На протяжении всего периода лечения необходимо отслеживать приверженность к терапии, так как наличие тревоги и депрессии влияет на соблюдение режима терапии пациентом [31]. С целью повышения приверженности к терапии необходимо уделить больному время и обсудить с ним причину заболевания, возможные побочные эффекты, акцентировать внимание на отложенном эффекте терапии и необходимой длительности приема препарата.
Заключение
Настоящая пандемия изменила не только мир в социальном аспекте, но и повлияла на структуру заболеваемости населения. Сегодня мы наблюдаем рост психоневрологических расстройств различной степени выраженности. Результаты настоящего открытого исследования свидетельствуют о значимом влиянии инфекционного заболевания на формирование тревожно-депрессивной симптоматики и нарушений сна.
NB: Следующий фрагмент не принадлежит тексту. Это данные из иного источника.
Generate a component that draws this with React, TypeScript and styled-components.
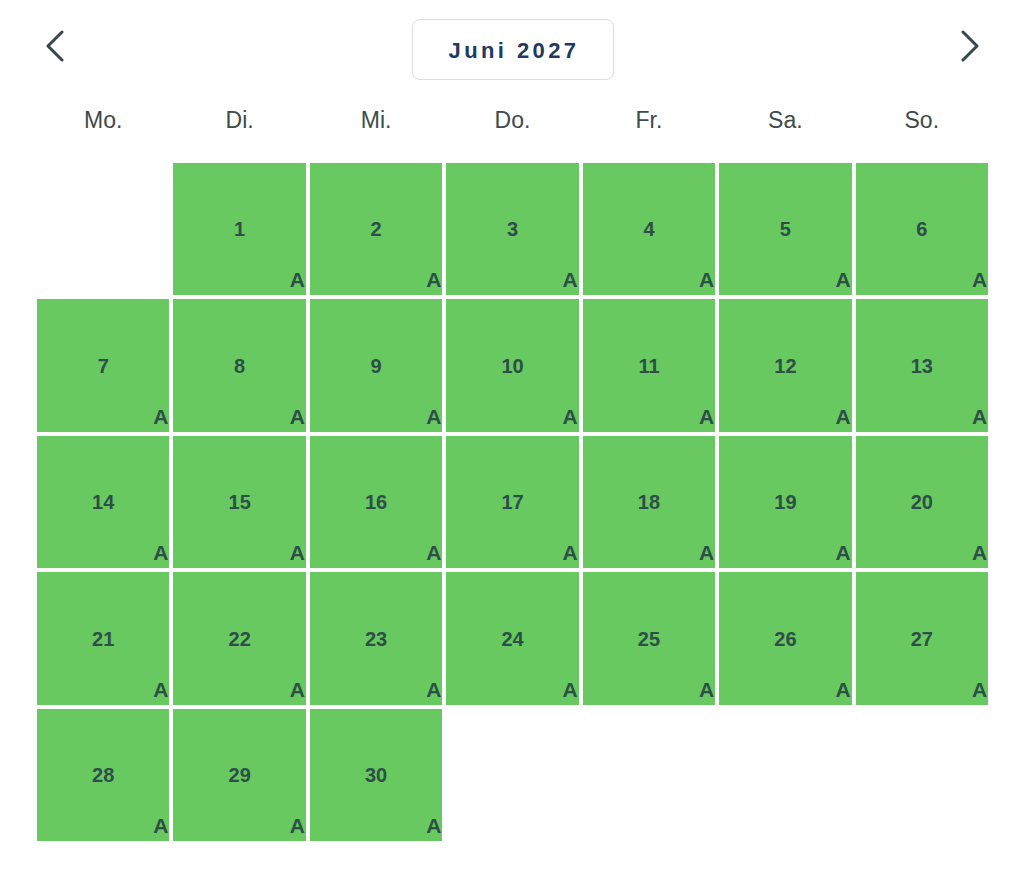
import styled, { createGlobalStyle } from "styled-components";

const GlobalStyle = createGlobalStyle`
  html, body {
    margin: 0;
    padding: 0;
    background: #ffffff;
    font-family: "Liberation Sans", Arial, sans-serif;
  }
`;

const WEEKDAYS = ["Mo.", "Di.", "Mi.", "Do.", "Fr.", "Sa.", "So."];

// Juni 2027 beginnt an einem Dienstag
const FIRST_OFFSET = 1;
const DAYS_IN_MONTH = 30;

const Chevron = ({ dir }: { dir: "left" | "right" }) => (
  <svg width="20" height="32" viewBox="0 0 20 32" fill="none">
    <path
      d={dir === "left" ? "M17 2 L3 16 L17 30" : "M3 2 L17 16 L3 30"}
      stroke="#37474f"
      strokeWidth="3"
      strokeLinecap="round"
      strokeLinejoin="round"
    />
  </svg>
);

const App = () => {
  const cells: (number | null)[] = [
    ...Array.from({ length: FIRST_OFFSET }, () => null),
    ...Array.from({ length: DAYS_IN_MONTH }, (_, i) => i + 1),
  ];

  return (
    <>
      <GlobalStyle />
      <Page>
        <Header>
          <NavButton aria-label="Vorheriger Monat">
            <Chevron dir="left" />
          </NavButton>
          <MonthTitle>Juni 2027</MonthTitle>
          <NavButton aria-label="Nächster Monat">
            <Chevron dir="right" />
          </NavButton>
        </Header>

        <WeekdayRow>
          {WEEKDAYS.map((d) => (
            <Weekday key={d}>{d}</Weekday>
          ))}
        </WeekdayRow>

        <DayGrid>
          {cells.map((day, i) =>
            day === null ? (
              <EmptyCell key={`e${i}`} />
            ) : (
              <DayCell key={day}>
                <DayNumber>{day}</DayNumber>
                <StatusMark>A</StatusMark>
              </DayCell>
            )
          )}
        </DayGrid>
      </Page>
    </>
  );
};

export default App;

const Page = styled.div`
  width: 951px;
  padding: 19px 36px 0 37px;
`;

const Header = styled.div`
  display: flex;
  align-items: center;
  justify-content: space-between;
  height: 60px;
  padding: 0 8px;
`;

const NavButton = styled.button`
  display: flex;
  align-items: center;
  justify-content: center;
  width: 20px;
  height: 32px;
  padding: 0;
  border: none;
  background: none;
  cursor: pointer;
  margin-top: -6px;
`;

const MonthTitle = styled.button`
  width: 202px;
  height: 61px;
  padding: 3px 0 0 3px;
  border: 1.5px solid #dddddd;
  border-radius: 8px;
  background: #ffffff;
  color: #1f3a60;
  font-family: "Liberation Sans", Arial, sans-serif;
  font-size: 22px;
  font-weight: 700;
  letter-spacing: 3.4px;
  cursor: pointer;
`;

const WeekdayRow = styled.div`
  display: grid;
  grid-template-columns: repeat(7, 1fr);
  gap: 4px;
  margin-top: 27px;
`;

const Weekday = styled.div`
  text-align: center;
  font-size: 23px;
  line-height: 28px;
  color: #3d4b4b;
`;

const DayGrid = styled.div`
  display: grid;
  grid-template-columns: repeat(7, 1fr);
  gap: 4px;
  margin-top: 29px;
`;

const EmptyCell = styled.div`
  aspect-ratio: 1 / 1;
`;

const DayCell = styled.div`
  position: relative;
  aspect-ratio: 1 / 1;
  display: flex;
  align-items: center;
  justify-content: center;
  background: #67c95f;
`;

const DayNumber = styled.span`
  font-size: 20px;
  font-weight: 700;
  color: #2e4f48;
  margin-top: 1px;
`;

const StatusMark = styled.span`
  position: absolute;
  right: 1px;
  bottom: 5px;
  font-size: 21px;
  line-height: 1;
  font-weight: 700;
  color: #2e4f48;
`;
В перспективе исследования представляется расширение исследуемой выборки и повторное изучение группы опрошенных пациентов с COVID-19 через 3—6 мес после перенесенного заболевания с целью уточнения распространенности и структуры психоневрологических нарушений, а также разработки рекомендаций для профилактики тревожно-депрессивных симптомов и нарушений сна в группе больных, перенесших COVID-19.
Авторы заявляют об отсутствии конфликта интересов.